8 Responses to “Blowings Off: What on earth is Greta Scacchi going on about?”


  1. Here’s another question, while we’re at it. What’s to stop the producers, cast and crew to essentially stuff the ballot box full of raves?

  2. Andrew Field Says:

    Also how ‘very new’ is it fair to call a ‘germ of an idea’ that already has its own wikipedia page:

    http://en.wikipedia.org/wiki/Customer_satisfaction

    If Greta Scachi had actually been to a theatre in the last five years she’d realise most decent ones are already way beyond this in terms of finding dynamic, creative ways for people to respond to the work, whether it be video booths, voice recorders or (and here’s a piece of blue sky thinking) blogs where people can leave their own comments.

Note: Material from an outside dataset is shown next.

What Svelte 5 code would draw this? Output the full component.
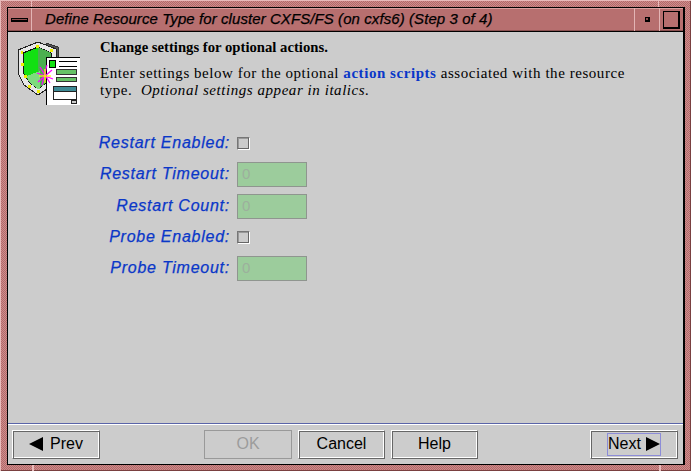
<script>
  const fields = [
    { label: 'Restart Enabled:', type: 'check' },
    { label: 'Restart Timeout:', type: 'text' },
    { label: 'Restart Count:', type: 'text' },
    { label: 'Probe Enabled:', type: 'check' },
    { label: 'Probe Timeout:', type: 'text' }
  ];
</script>

<div class="frame">
  <span class="notch nt-l"></span>
  <span class="notch nt-r"></span>
  <span class="notch nb-l"></span>
  <span class="notch nb-r"></span>
  <div class="window">
    <header class="titlebar">
      <div class="tb-btn menu-btn"><span class="menu-glyph"></span></div>
      <div class="title">Define Resource Type for cluster CXFS/FS (on cxfs6) (Step 3 of 4)</div>
      <div class="tb-btn min-btn"><span class="min-glyph"></span></div>
      <div class="tb-btn max-btn"><span class="max-glyph"></span></div>
    </header>

    <main class="content">
      <div class="intro">
        <svg class="icon" width="70" height="70" viewBox="0 0 70 70" shape-rendering="crispEdges">
          <polygon points="36,8 48,12 48,24 36,24" fill="#555" stroke="#333" />
          <polygon points="28,7 46,14 46,40 40,52 28,60 14,50 8,38 8,15" fill="#e8e8e8" stroke="#222" />
          <polygon points="28,12 41,18 41,38 36,48 28,54 19,47 13,37 13,18" fill="#12e012" stroke="#111" />
          <polygon points="28,12 41,18 41,38 36,48 28,54" fill="#4caf50" />
          <polygon points="17,41 30,36 30,54 28,54 19,47" fill="#7edc7e" />
          <rect x="36.5" y="22.5" width="34" height="48" fill="#fff" stroke="#000" />
          <rect x="39.5" y="25.5" width="6" height="7" fill="#12e012" stroke="#000" />
          <rect x="49" y="26" width="18" height="1" fill="#000" />
          <rect x="49" y="31" width="18" height="1" fill="#000" />
          <rect x="46.5" y="34.5" width="20" height="5" fill="#66c266" stroke="#333" />
          <rect x="46.5" y="42.5" width="20" height="4" fill="#66c266" stroke="#333" />
          <rect x="43.5" y="51.5" width="23" height="5" fill="#3d8a94" stroke="#222" />
          <rect x="43.5" y="56.5" width="23" height="8" fill="#fff" stroke="#222" />
          <rect x="61.5" y="65.5" width="5" height="3" fill="#ccc" stroke="#222" />
          <g fill="#ee0">
            <rect x="26" y="10" width="3" height="3" /><rect x="40" y="14" width="3" height="3" />
            <rect x="11" y="16" width="2" height="3" /><rect x="11" y="28" width="3" height="3" />
            <rect x="14" y="40" width="3" height="3" /><rect x="18" y="50" width="3" height="3" />
            <rect x="27" y="55" width="3" height="3" />
          </g>
          <g stroke="#f0f" stroke-width="1.2" shape-rendering="auto">
            <line x1="27" y1="38" x2="43" y2="44" /><line x1="37" y1="30" x2="32" y2="50" />
            <line x1="28" y1="47" x2="42" y2="35" /><line x1="30" y1="32" x2="40" y2="48" />
          </g>
          <g stroke="#ff0" stroke-width="1.2" shape-rendering="auto">
            <line x1="29" y1="41" x2="41" y2="41" /><line x1="35" y1="34" x2="35" y2="48" />
          </g>
        </svg>
        <div class="copy">
          <h1>Change settings for optional actions.</h1>
          <p>
            <span class="line">Enter settings below for the optional <b>action scripts</b> associated with the resource</span>
            <span class="line">type.&nbsp; <i>Optional settings appear in italics.</i></span>
          </p>
        </div>
      </div>

      <div class="form">
        {#each fields as f}
          <div class="label">{f.label}</div>
          {#if f.type === 'check'}
            <div class="check-cell"><span class="check"></span></div>
          {:else}
            <div class="input">0</div>
          {/if}
        {/each}
      </div>

      <div class="spacer"></div>

      <footer class="actions">
        <button class="btn"><span class="arrow left"></span>Prev</button>
        <div class="middle">
          <button class="btn disabled">OK</button>
          <button class="btn narrow">Cancel</button>
          <button class="btn narrow">Help</button>
        </div>
        <button class="btn next"><span class="focus">Next<span class="arrow right"></span></span></button>
      </footer>
    </main>
  </div>
</div>

<style>
  :global(body) {
    margin: 0;
    background: #ccc;
  }

  .frame {
    position: relative;
    box-sizing: border-box;
    width: 691px;
    height: 471px;
    padding: 7px 6px 6px 7px;
    background: repeating-conic-gradient(#d08c8c 0 25%, #b06a6a 0 50%) 0 0 / 2px 2px;
    box-shadow: inset 1px 1px 0 #e8baba, inset -1px -1px 0 #7a4040;
  }

  .notch {
    position: absolute;
    background: #e8baba;
  }
  .nt-l { left: 31px; top: 0; width: 1px; height: 7px; }
  .nt-r { left: 658px; top: 0; width: 1px; height: 7px; }
  .nb-l { left: 32px; top: 465px; width: 2px; height: 6px; }
  .nb-r { left: 659px; top: 465px; width: 2px; height: 6px; }

  .window {
    box-sizing: border-box;
    height: 100%;
    display: flex;
    flex-direction: column;
    border-left: 1px solid #000;
    border-top: 1px solid #000;
    border-right: 2px solid #000;
    border-bottom: 1px solid #000;
  }

  .titlebar {
    display: flex;
    align-items: stretch;
    height: 24px;
    flex: none;
    background: #b76f6f;
    border-bottom: 1px solid #000;
    box-sizing: border-box;
    box-shadow: inset 0 1px 0 #d9a0a0, inset 0 -1px 0 #8a5050;
  }

  .tb-btn {
    display: flex;
    align-items: center;
    justify-content: center;
    flex: none;
    box-sizing: border-box;
    border-left: 1px solid #e3b5b5;
  }
  .menu-btn {
    width: 24px;
    border-left: 0;
    border-right: 1px solid #e3b5b5;
  }
  .menu-glyph {
    width: 17px;
    height: 4px;
    background: #8c4f4f;
    border: 1px solid #000;
    border-bottom-width: 2px;
    box-sizing: border-box;
  }
  .min-btn { width: 25px; }
  .min-glyph {
    width: 5px;
    height: 5px;
    border: 1px solid #000;
    border-bottom-width: 2px;
    border-right-width: 2px;
    box-sizing: border-box;
    background: #8c4f4f;
  }
  .max-btn { width: 24px; }
  .max-glyph {
    width: 14px;
    height: 15px;
    border: 1px solid #000;
    border-bottom-width: 2px;
    border-right-width: 2px;
  }

  .title {
    flex: 1;
    padding-left: 13px;
    font: italic 15px/22px "Liberation Sans", Arial, sans-serif;
    letter-spacing: 0.08px;
    -webkit-text-stroke: 0.25px #000;
    color: #000;
    white-space: nowrap;
    overflow: hidden;
  }

  .content {
    flex: 1;
    display: flex;
    flex-direction: column;
    background: #ccc;
    min-height: 0;
  }

  .intro {
    display: flex;
    padding: 3px 0 0 2px;
  }
  .icon {
    flex: none;
  }
  .copy {
    margin-left: 20px;
    width: 540px;
    color: #000;
    font-family: "Liberation Serif", "Times New Roman", serif;
  }
  h1 {
    margin: 3px 0 0;
    font-size: 14.7px;
    line-height: 18px;
    font-weight: bold;
  }
  p {
    margin: 9px 0 0;
    font-size: 15px;
    letter-spacing: 0.55px;
    line-height: 17px;
  }
  .line {
    display: block;
    white-space: nowrap;
  }
  p b {
    color: #0a37c8;
  }

  .form {
    display: grid;
    grid-template-columns: 222px 70px;
    grid-template-rows: 25px 26px 25px 25px 25px;
    column-gap: 7px;
    row-gap: 6px;
    padding-top: 26px;
    align-items: center;
  }
  .label {
    align-self: start;
    padding-top: 2px;
    text-align: right;
    font: italic 16px/20px "Liberation Sans", Arial, sans-serif;
    letter-spacing: 0.75px;
    -webkit-text-stroke: 0.25px #0a37c8;
    color: #0a37c8;
  }
  .check-cell {
    display: flex;
    align-items: center;
  }
  .check {
    box-sizing: border-box;
    width: 13px;
    height: 13px;
    background: #ccc;
    border: 1px solid;
    border-color: #777 #fff #fff #777;
    box-shadow: inset -1px -1px 0 #666, inset 1px 1px 0 #999;
  }
  .input {
    align-self: start;
    box-sizing: border-box;
    height: 25px;
    background: #9ccc9c;
    border: 1px solid #8f958f;
    padding-left: 4px;
    font: 15px/22px "Liberation Sans", Arial, sans-serif;
    color: #9cb09c;
  }

  .spacer {
    flex: 1;
  }

  .actions {
    display: flex;
    justify-content: space-between;
    align-items: center;
    border-top: 1px solid #5a64a8;
    box-shadow: inset 0 1px 0 #fff;
    padding: 6px 5px 6px 4px;
    height: 41px;
    box-sizing: border-box;
    flex: none;
  }
  .middle {
    display: flex;
    gap: 6px;
    margin-right: 8px;
  }
  .btn {
    box-sizing: border-box;
    width: 88px;
    height: 29px;
    padding: 0;
    display: flex;
    align-items: center;
    justify-content: center;
    gap: 7px;
    background: #ccc;
    color: #000;
    font: 16px "Liberation Sans", Arial, sans-serif;
    border: 1px solid;
    border-color: #fff #666 #666 #fff;
    box-shadow: inset 1px 1px 0 #666, inset -1px -1px 0 #fff;
    outline: 0;
  }
  .btn.narrow {
    width: 87px;
  }
  .btn.disabled {
    color: #9c9c9c;
    border-color: #999;
    box-shadow: none;
  }
  .focus {
    display: flex;
    align-items: center;
    gap: 5px;
    height: 21px;
    border: 1px solid #8c8cd8;
  }
  .arrow {
    width: 0;
    height: 0;
    border-top: 7px solid transparent;
    border-bottom: 7px solid transparent;
  }
  .arrow.left {
    border-right: 14px solid #000;
  }
  .arrow.right {
    border-left: 14px solid #000;
  }
</style>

    Truly, we are living in the future.

  3. AllShookUp Says:

    If only they can find a means of checking with those who gave the Deep Blue Sea a miss for their reasons why, they might be on to something. The doomed romance of dashing-but-shallow RAF-type Freddie and posh-but frumpy Hester sounded to me as if it would need to be acted out in monochrome to do it justice.


  4. As a paying theatregoer with a lot of productions to choose from and having to decide which will be worth my time and hard earned money, I have to say that I rely heavily on reviews from critics whose opinions I respect, no questionnaire whatever their results are will prompt me to watch a play that didnt get at least a passing mark.

    By the way, re: Blowings Off, nice feature title guys!


  5. Another question:

    “My hope is that the questionnaires might fight back a bit against the massive marketing manoeuvres of the West End musicals, to give good, straight plays in the West End more of a chance by harnessing the power of the word of mouth.”

    What does Ms Scacchi mean by “word of mouth” when used to describe comments put on a website by the marketing department of a theatre? Carefully describe how this differs from “massive marketing manoeuvres”. Extra points are available to candidates who can explain why Ms Scacchi uses the word “manoeuvres” rather than, say, “strategies”.